GSBA 510 Lecture Deck Class 24 F24 V1

Class Information

  • Course: GSBA 510 Class 24: Stockholders' Equity

  • Instructor: DeFond, Chapter 10

  • Institution: USC Leventhal School of Accounting, University of Southern California

  • Recording Notice: Classes may be recorded via Zoom and Panopto, including any student interactions.

Class Topics

  • Main Topic: Stockholders' Equity

Corporate Form of Organization

Learning Objective 1

  • Definition: Identify the corporate form of organization and its principal characteristics.

Corporations

  • Formation:

    • Separate legal entities.

    • Organizers apply for a charter by filing articles of incorporation.

    • Approval leads to the election of a Board of Directors and adoption of bylaws.

    • Stock is issued to shareholders in exchange for assets.

Primary Corporate Stakeholders

  • Stockholders: Own the corporation and elect the board of directors.

  • Board of Directors: Establish policies, declare dividends, select officers.

  • Officers: Manage operations and implement policies.

  • Employees: Execute management's plans and procedures.

Advantages of the Corporate Form

  • Separate Legal Entity: Corporations are distinct from their owners.

  • Limited Liability: Shareholders are not personally liable for company debts.

  • Transferability of Ownership: Shares can easily be transferred.

  • Continuity of Existence: Corporations continue regardless of changes in ownership.

  • Ability to Raise Large Amounts of Capital: Primarily due to limited liability and transferability.

Disadvantages of the Corporate Form

  • Organization Costs: Expenses related to forming corporations.

  • Double Taxation: Corporate income is taxed, and dividends to shareholders are also taxed.

  • Regulation and Supervision: Corporations face extensive regulatory requirements.

Par Value vs No-Par Value Stock

Learning Objective 2

  • Par Value Stock: Historically required to prevent fraud but now often set at low values without economic significance.

  • No-Par Value Stock: Permitted in many states, often assigned a stated value by the board, referred to as legal capital.

Types of Capital Stock

Learning Objective 3

  • Authorized Shares: Maximum that can be issued.

  • Issued Shares: Shares sold to stockholders.

  • Outstanding Shares: Issued shares that remain with stockholders.

Common Stock

  • Characteristics:

    • Basic type of capital stock (must have at least one).
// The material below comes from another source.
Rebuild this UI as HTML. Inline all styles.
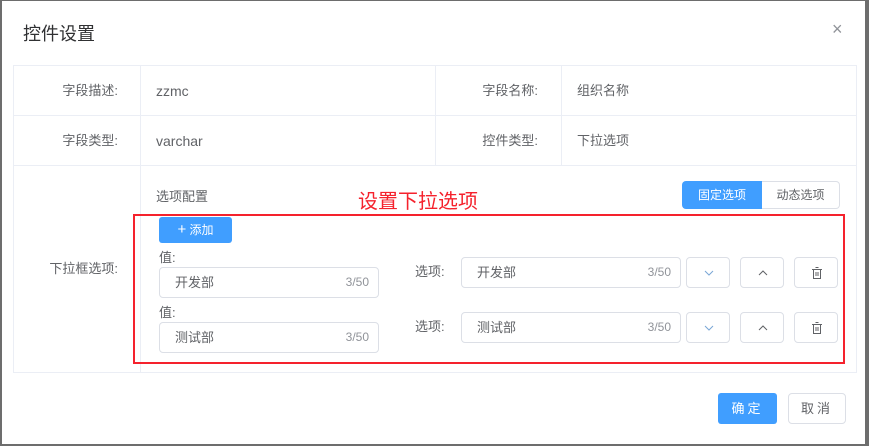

    • Voting rights on corporate matters (elections, mergers).

    • Rights to proportional share in net income and preemptive rights.

    • Claims on residual assets in liquidation.

Preferred Stock

  • Dividend Preferences: Receive dividends before common stockholders.
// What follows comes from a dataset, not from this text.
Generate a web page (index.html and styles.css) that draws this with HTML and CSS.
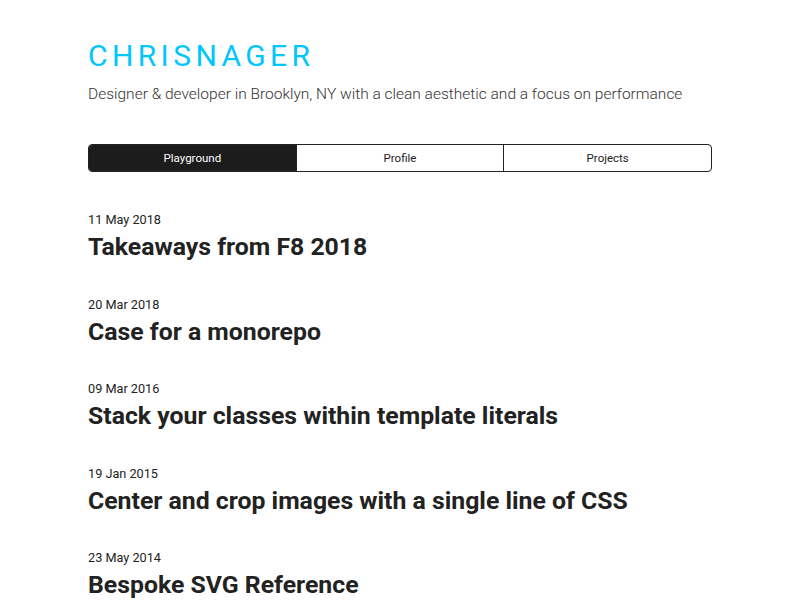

  • Cumulative vs Non-cumulative: Cumulative shares must receive all missed dividends before common shares receive any.

  • Asset Distribution Preference: Preferred stockholders have a higher claim in liquidation than common stockholders.

  • Other Features: Convertible, callable, participating in special dividends.

Accounting for Stock Issuances

Learning Objective 4

  • Stock Issuance Process:

    • Capital stock account increases for par value, assets received increase, and any difference is added to Paid-In Capital.

  • Example: Lester Corp. issues preferred and common stock for cash.

Noncash Stock Issuances

  • For Services or Assets: Treated similarly; value of stock equals value of assets or services received.

  • For Convertible Bonds: Book value of bonds is used in calculation.

Stock Splits

Learning Objective 5

  • Forward Stock Split: Increases outstanding shares, reduces par value; no effect on total equity.

  • Example: Los Altos Inc. 2-for-1 stock split.

  • Reverse Stock Split: Decreases outstanding shares to increase market price; also has no effect on total equity.

Treasury Stock

Learning Objective 6

  • Definition: Acquired shares that are not retired.

  • Purpose: Buybacks can serve various strategic reasons and decrease stockholder equity.

  • Accounting Treatment: Cash is decreased; treasury stock account is increased (contra-equity).

Dividends

Learning Objective 7

  • Definition: Distribution of assets or stock to shareholders; not mandatory but becomes a legal liability when declared.

  • Cash Dividends: Most common type, require retained earnings and cash.

  • Stock Dividends: Distribution of shares often used by companies lacking cash. Total equity remains unchanged.

Retained Earnings and Stockholders’ Equity Statements

Learning Objective 8

  • Statement of Retained Earnings: Provides changes in retained earnings over a period, including net income and dividends.

  • Statement of Stockholders’ Equity: Comprehensive analysis of all equity accounts for the period.

Return Metrics

Learning Objective 9

  • Return on Common Stockholders’ Equity: Measures profitability, calculated as (Net income – Preferred stock dividends) / Average common stockholders’ equity.

  • Dividend Yield and Payout Ratio: Key metrics for investors focusing on income; correlation with company growth stage.

  • Example Calculation: Provided for specific case study from the classroom.